**What the task asks:** Nothing outside the lines from the one containing "Generate a component" down to the one containing "import React from 'react';" belongs in the copy; print that span exactly, both ends included, with pictures removed.

**Dataset:**
=-=-=

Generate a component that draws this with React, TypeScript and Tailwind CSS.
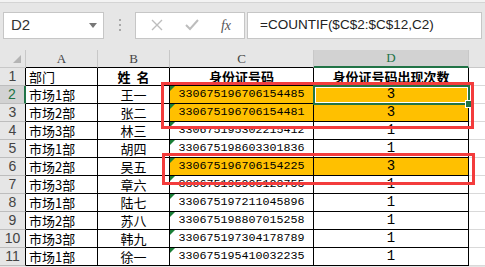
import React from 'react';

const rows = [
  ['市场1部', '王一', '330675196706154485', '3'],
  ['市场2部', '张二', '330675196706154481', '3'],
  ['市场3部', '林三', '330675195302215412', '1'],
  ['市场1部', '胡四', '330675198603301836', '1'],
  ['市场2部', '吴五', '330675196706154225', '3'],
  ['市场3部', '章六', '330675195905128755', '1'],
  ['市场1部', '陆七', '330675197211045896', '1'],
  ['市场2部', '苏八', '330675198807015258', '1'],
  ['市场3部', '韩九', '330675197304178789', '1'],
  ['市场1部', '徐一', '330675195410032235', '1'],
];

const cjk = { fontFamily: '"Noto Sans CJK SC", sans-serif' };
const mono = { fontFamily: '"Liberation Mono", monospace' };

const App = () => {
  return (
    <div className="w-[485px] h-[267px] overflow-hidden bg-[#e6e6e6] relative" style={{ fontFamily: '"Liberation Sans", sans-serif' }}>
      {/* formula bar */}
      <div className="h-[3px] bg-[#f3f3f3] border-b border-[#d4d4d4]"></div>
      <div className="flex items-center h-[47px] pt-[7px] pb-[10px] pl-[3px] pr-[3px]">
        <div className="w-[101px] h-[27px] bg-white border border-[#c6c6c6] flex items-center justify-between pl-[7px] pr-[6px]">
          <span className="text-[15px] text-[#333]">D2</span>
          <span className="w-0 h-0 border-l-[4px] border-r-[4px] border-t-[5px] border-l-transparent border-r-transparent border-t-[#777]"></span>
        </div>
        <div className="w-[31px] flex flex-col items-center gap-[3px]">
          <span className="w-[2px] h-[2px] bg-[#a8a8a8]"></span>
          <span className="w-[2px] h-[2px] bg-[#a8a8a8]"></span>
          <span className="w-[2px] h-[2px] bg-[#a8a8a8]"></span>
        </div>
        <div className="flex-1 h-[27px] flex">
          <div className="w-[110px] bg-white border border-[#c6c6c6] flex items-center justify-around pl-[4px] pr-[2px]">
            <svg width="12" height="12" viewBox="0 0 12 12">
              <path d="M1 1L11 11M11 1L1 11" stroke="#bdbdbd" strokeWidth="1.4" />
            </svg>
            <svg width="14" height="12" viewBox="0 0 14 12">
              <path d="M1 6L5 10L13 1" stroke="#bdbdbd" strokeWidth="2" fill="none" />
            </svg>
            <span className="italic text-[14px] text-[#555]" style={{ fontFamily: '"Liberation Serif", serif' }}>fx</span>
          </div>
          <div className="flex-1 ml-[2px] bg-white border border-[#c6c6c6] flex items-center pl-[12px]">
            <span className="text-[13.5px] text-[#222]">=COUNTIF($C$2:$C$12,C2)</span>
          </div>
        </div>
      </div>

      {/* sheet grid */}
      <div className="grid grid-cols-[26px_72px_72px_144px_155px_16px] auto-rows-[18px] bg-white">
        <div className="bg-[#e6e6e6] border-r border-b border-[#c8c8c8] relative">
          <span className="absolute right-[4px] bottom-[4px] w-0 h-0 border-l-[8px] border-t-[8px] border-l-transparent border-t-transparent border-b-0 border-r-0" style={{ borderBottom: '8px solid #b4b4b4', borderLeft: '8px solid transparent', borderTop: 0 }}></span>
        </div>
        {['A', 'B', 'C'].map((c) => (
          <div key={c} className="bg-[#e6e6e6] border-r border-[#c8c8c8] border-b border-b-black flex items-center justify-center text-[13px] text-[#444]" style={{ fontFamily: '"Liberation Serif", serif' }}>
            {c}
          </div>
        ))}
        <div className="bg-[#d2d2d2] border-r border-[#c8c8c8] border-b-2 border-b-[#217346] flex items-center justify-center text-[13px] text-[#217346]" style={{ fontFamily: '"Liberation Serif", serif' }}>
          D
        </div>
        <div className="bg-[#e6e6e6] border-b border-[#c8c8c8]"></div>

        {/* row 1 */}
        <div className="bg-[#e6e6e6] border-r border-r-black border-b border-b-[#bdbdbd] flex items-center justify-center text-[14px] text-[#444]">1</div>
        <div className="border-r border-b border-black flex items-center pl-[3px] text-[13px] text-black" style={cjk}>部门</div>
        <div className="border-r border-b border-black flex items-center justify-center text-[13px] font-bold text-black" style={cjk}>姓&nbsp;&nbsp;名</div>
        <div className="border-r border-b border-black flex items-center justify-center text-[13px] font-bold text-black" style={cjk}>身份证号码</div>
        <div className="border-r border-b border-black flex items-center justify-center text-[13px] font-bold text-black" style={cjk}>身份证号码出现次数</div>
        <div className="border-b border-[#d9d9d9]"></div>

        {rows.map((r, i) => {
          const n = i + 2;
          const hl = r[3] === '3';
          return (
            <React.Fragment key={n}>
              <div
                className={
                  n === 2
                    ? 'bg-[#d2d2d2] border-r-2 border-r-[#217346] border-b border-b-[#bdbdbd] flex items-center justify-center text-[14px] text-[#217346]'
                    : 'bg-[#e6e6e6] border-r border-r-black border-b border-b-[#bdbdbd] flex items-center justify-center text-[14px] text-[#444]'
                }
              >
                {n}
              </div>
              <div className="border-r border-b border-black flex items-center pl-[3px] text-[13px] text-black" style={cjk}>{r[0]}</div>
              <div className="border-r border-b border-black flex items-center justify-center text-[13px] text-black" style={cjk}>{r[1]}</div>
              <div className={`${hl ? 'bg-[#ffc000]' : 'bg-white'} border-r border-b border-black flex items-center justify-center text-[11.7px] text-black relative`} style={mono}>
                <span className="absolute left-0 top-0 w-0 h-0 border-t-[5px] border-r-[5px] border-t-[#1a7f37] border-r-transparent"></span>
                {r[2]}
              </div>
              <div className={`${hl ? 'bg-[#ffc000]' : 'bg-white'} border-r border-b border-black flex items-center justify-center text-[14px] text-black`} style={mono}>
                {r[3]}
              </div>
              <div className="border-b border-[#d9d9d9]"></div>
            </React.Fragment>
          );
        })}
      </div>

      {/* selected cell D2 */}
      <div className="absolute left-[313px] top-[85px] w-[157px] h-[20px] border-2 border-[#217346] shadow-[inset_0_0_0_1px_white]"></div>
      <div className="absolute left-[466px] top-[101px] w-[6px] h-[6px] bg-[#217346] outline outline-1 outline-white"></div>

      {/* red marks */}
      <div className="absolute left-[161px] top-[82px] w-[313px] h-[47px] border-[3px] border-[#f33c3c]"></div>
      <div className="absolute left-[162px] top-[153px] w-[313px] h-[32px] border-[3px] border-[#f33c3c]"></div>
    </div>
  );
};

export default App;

=-=-=

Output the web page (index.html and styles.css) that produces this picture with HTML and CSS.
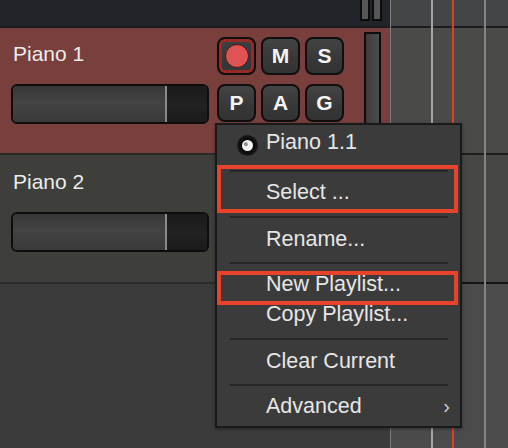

=-=-=

**Reply:**
Generate a component that draws this with React, TypeScript and Tailwind CSS.
import React from 'react';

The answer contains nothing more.